* **GOAL OF THE EXERCISE**:
Locate the word "styles" in the material, then show every line that holds it.

* **COLLECTED DATA**:
+ + + +

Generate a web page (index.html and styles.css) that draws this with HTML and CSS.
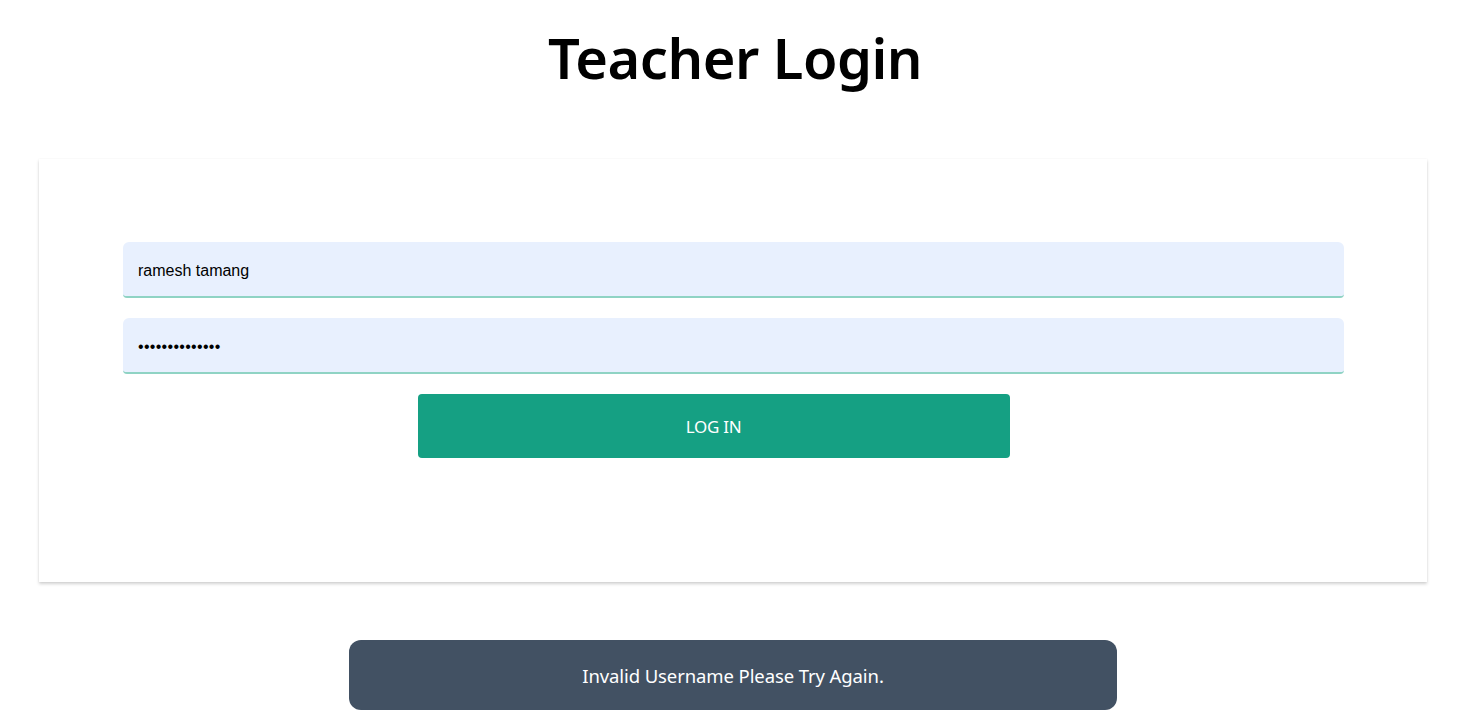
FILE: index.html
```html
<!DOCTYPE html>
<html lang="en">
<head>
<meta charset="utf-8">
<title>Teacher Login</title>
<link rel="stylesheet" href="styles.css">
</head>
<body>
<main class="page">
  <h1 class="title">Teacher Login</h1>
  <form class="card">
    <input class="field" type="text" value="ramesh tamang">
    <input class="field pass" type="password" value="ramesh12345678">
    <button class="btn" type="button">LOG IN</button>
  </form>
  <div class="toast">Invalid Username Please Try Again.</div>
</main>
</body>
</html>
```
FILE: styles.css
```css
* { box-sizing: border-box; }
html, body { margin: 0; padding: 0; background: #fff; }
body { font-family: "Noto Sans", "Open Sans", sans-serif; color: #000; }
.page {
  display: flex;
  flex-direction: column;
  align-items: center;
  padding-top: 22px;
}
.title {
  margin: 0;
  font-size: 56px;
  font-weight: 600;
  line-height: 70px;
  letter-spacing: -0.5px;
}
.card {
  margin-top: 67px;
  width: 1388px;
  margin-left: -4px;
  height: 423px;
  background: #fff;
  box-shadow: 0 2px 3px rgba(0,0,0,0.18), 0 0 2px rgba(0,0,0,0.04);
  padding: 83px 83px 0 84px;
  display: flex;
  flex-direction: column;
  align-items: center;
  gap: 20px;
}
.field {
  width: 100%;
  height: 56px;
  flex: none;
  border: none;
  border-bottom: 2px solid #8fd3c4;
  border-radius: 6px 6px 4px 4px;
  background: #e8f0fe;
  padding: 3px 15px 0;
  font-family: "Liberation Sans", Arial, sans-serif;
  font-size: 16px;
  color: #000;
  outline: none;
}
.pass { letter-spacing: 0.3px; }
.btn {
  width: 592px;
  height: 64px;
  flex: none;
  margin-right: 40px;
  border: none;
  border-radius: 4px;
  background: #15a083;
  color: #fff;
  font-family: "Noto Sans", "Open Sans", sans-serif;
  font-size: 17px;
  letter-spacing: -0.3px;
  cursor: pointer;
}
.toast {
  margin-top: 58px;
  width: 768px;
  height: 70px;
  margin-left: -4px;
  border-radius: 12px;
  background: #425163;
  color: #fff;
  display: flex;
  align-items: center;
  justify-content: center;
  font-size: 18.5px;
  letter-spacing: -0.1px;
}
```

+ + + +

* **TASK SOLUTION**:
Generate a web page (index.html and styles.css) that draws this with HTML and CSS.
<link rel="stylesheet" href="styles.css">
FILE: styles.css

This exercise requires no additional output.